Dialah yang Maha Sempurna dalam segala kemuliaan dan keagungan-Nya. Dialah Allah yang Maha Suci. Inilah sifat-sifat-Nya. Sifat ini tidak pantas selain bagi-Nya, tiada tandingan bagi-Nya, tiada sesuatu pun yang seperti-Nya. Mahasuci Allah yang Maha Esa dan Maha Mengalahkan.” (Tafsir Ibnu Katsir)
Faedah:
Makna ash-Shamad sebagaimana penjelasan Ibnu Abbas di atas merupakan pendapat jumhur (mayoritas) ulama salaf.[1] Ibnul Anbari rahimahullah berkata: “Tidak ada perbedaan di antara ahli bahasa bahwa makna ash-Shamad adalah Yang Maha Sempurna yang tidak ada di atas-Nya sesuatupun. Tempat bergantung segala kebutuhan manusia.”[2]

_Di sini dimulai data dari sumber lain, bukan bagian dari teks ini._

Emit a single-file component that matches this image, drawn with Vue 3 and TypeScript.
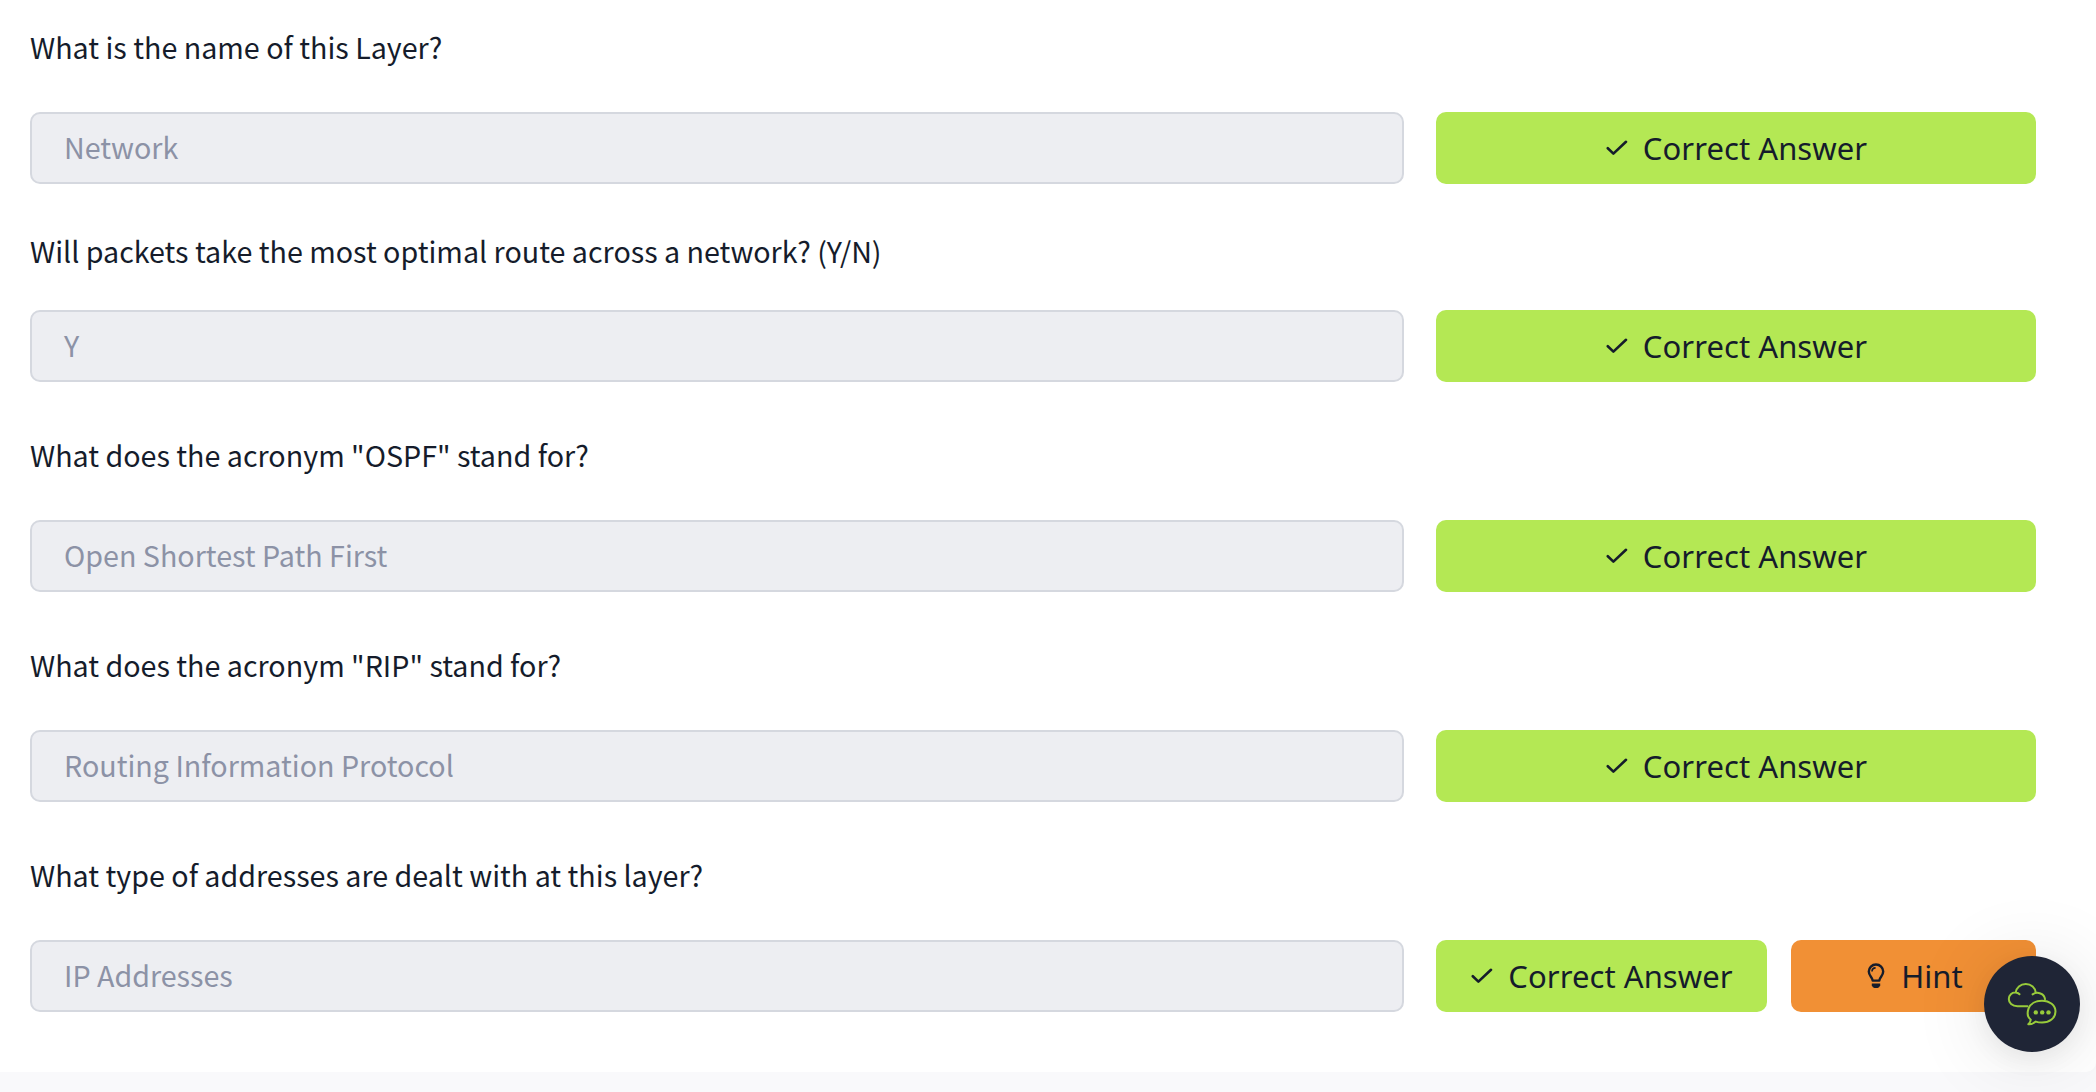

Buah Mengimani Nama Allah ash-Shamad
Di antara buah mengimani nama Allah ash-Shamad adalah:
- Menetapkan sifat ash-Shamadiyah dengan seluruh maknanya mengandung penetapan seluruh rincian asmaul husna dan sifat Allah yang tinggi. Inilah tauhid penetapan.
- Tatkala mengimani nama Allah ash-Shamad, kita semakin bergantung hanya kepada-Nya. Karena hanya kepada Allah tempat bergantung segala kebutuhan manusia.
Mudah-mudahan Allah ta’ala menjadikan pembahasan ini sebagai ilmu yang bermanfaat dan menjadikan kita termasuk orang-orang yang bergantung hanya kepada-Nya. Amin
[1] Silahkan lihat kitab ash-Shawa’iq al-Mursalah 1020/3 karya Ibnul Qayyim rahimahullah.
[2] Al-Bada’i 154/1 karya Ibnul Qayyim rahimahullah.